---------- Data excerpt ----------

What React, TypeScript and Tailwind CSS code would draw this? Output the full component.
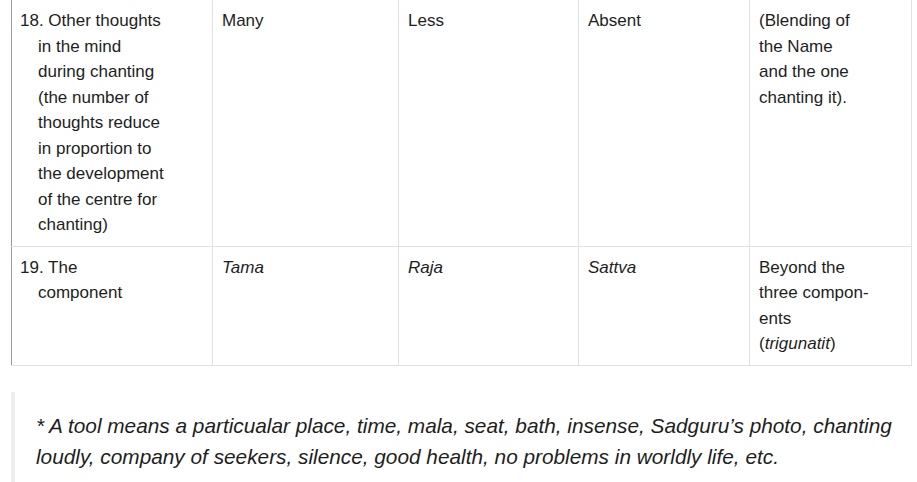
const cell = "border border-[#e1e1e1] align-top pl-[9px] pr-[42px] pt-[8px] pb-[8px]"
const first = "border border-[#e1e1e1] border-l-[#9a9a9a] align-top pl-[8px] pr-[44px] pt-[8px] pb-[8px]"
const last = "border border-[#e1e1e1] align-top pl-[9px] pr-[8px] pt-[8px] pb-[8px] whitespace-nowrap"

export default function App() {
  return (
    <div className="w-[917px] h-[482px] overflow-hidden bg-white font-['Liberation_Sans',Arial,sans-serif] text-[#1e1e1e]">
      <div className="ml-[11px] w-[900px] mt-[-1px]">
        <table className="w-full table-fixed border-collapse text-[17px] leading-[25.5px] border-l border-l-[#9a9a9a]">
          <colgroup>
            <col className="w-[201px]" />
            <col className="w-[186px]" />
            <col className="w-[180px]" />
            <col className="w-[171px]" />
            <col className="w-[162px]" />
          </colgroup>
          <tbody>
            <tr>
              <td className={first}>
                <div className="pl-[18px] indent-[-18px]">
                  18. Other thoughts in the mind during chanting (the number of thoughts reduce in proportion to the development of the centre for chanting)
                </div>
              </td>
              <td className={cell}>Many</td>
              <td className={cell}>Less</td>
              <td className={cell}>Absent</td>
              <td className={last}>
                (Blending of<br />the Name<br />and the one<br />chanting it).
              </td>
            </tr>
            <tr>
              <td className={first}>
                <div className="pl-[18px] indent-[-18px]">19. The<br />component</div>
              </td>
              <td className={cell}><em>Tama</em></td>
              <td className={cell}><em>Raja</em></td>
              <td className={cell}><em>Sattva</em></td>
              <td className={last}>
                Beyond the<br />three compon-<br />ents<br />(<em>trigunatit</em>)
              </td>
            </tr>
          </tbody>
        </table>

        <blockquote className="mt-[26px] border-l-4 border-[#eeeeee] pl-[21px] pt-[18px] pb-[30px]">
          <p className="italic text-[20.8px] leading-[31px]">
            * A tool means a particualar place, time, mala, seat, bath, insense, Sadguru’s photo, chanting loudly, company of seekers, silence, good health, no problems in worldly life, etc.
          </p>
        </blockquote>
      </div>
    </div>
  )
}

----------

- _Goal_: Tally the lines of the material above that contain the word "full" and report the total alone.

- _Output below_: 2